La incapacidad de canalizar de buena forma su descontento las hace responder de la peor manera cuando se sienten amenazadas, cuando aparece la gota que termina por rebalsar el vaso.

En la calle, la micro, la universidad, la oficina, el aire está enrarecido.

Hoy por hoy, el escenario mundial es inestable y poco promisorio.

Lo que viene se huele a kilómetros, la pandemia y el encierro solo pusieron una pausa a las demandas de la revuelta social de 2019.

La indignación que originó el estallido permanece intacta, las carencias y desigualdades continúan ahí.

Nada ha cambiado.

Trato de no escuchar las voces apocalípticas que pregonan el fin de los tiempos.

Busco explicaciones, análisis, argumentos y experiencia comparada.

Salvo los artilugios tecnológicos, descubro que nuestro siglo no es tan distinto a otros, que la angustia existencial es parte de la humanidad y un motor para generar cambios profundos.

Releo “¡Indígnate!” (2010), el manifiesto de Stéphane Hessel que alineó a decenas de movimientos en la lucha contra la indiferencia y a favor de la insurrección pacífica.

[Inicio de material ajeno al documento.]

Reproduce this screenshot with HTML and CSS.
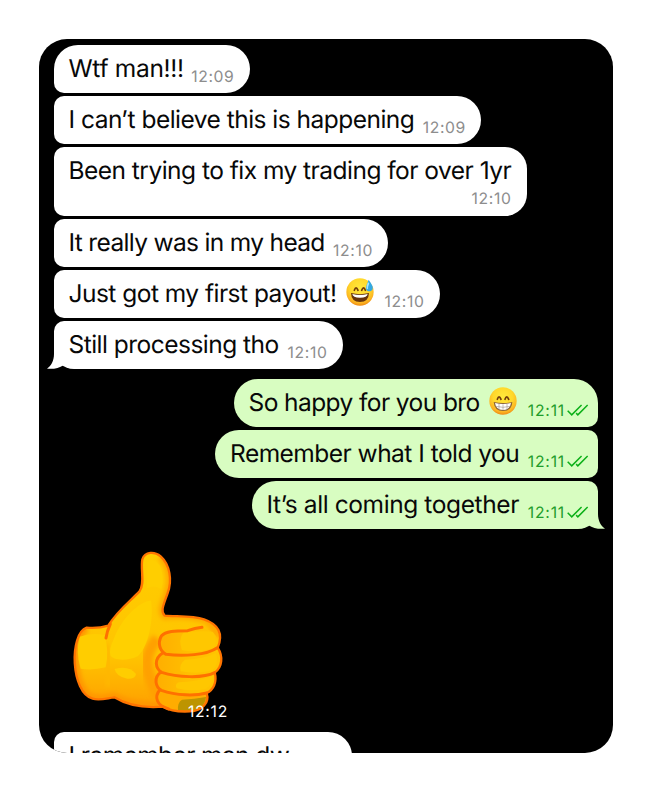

Rescato uno de sus diagnósticos para la enfermedad que nos aqueja como sociedad y el remedio para combatirla: “Es un mundo vasto, y nos damos cuenta de que es interdependiente. Vivimos en una interconectividad como no ha existido jamás. Pero en este mundo hay cosas insoportables. Para verlo, debemos observar bien, buscar. Yo les digo a los jóvenes: busquen un poco, encontrarán. La peor actitud es la indiferencia, decir ‘paso de todo, ya me las arreglo’. Si se comportan así, perderán uno de los componentes esenciales que forman al hombre: la facultad de indignación y el compromiso que la sigue”.

Estoy de acuerdo con Hessel, sobran los motivos para continuar indignados: los abusos de los poderosos, la dictadura de los mercados, el maltrato a los inmigrantes y minorías étnicas, la desidia de las autoridades, la hambruna mundial, la desesperanza, el individualismo, el “sálvate como puedas”.

No le tema a la indignación, es un buen comienzo para mejorar algunas cosas que no están bien. 

Escrito por: José Benítez Mosqueira, periodista.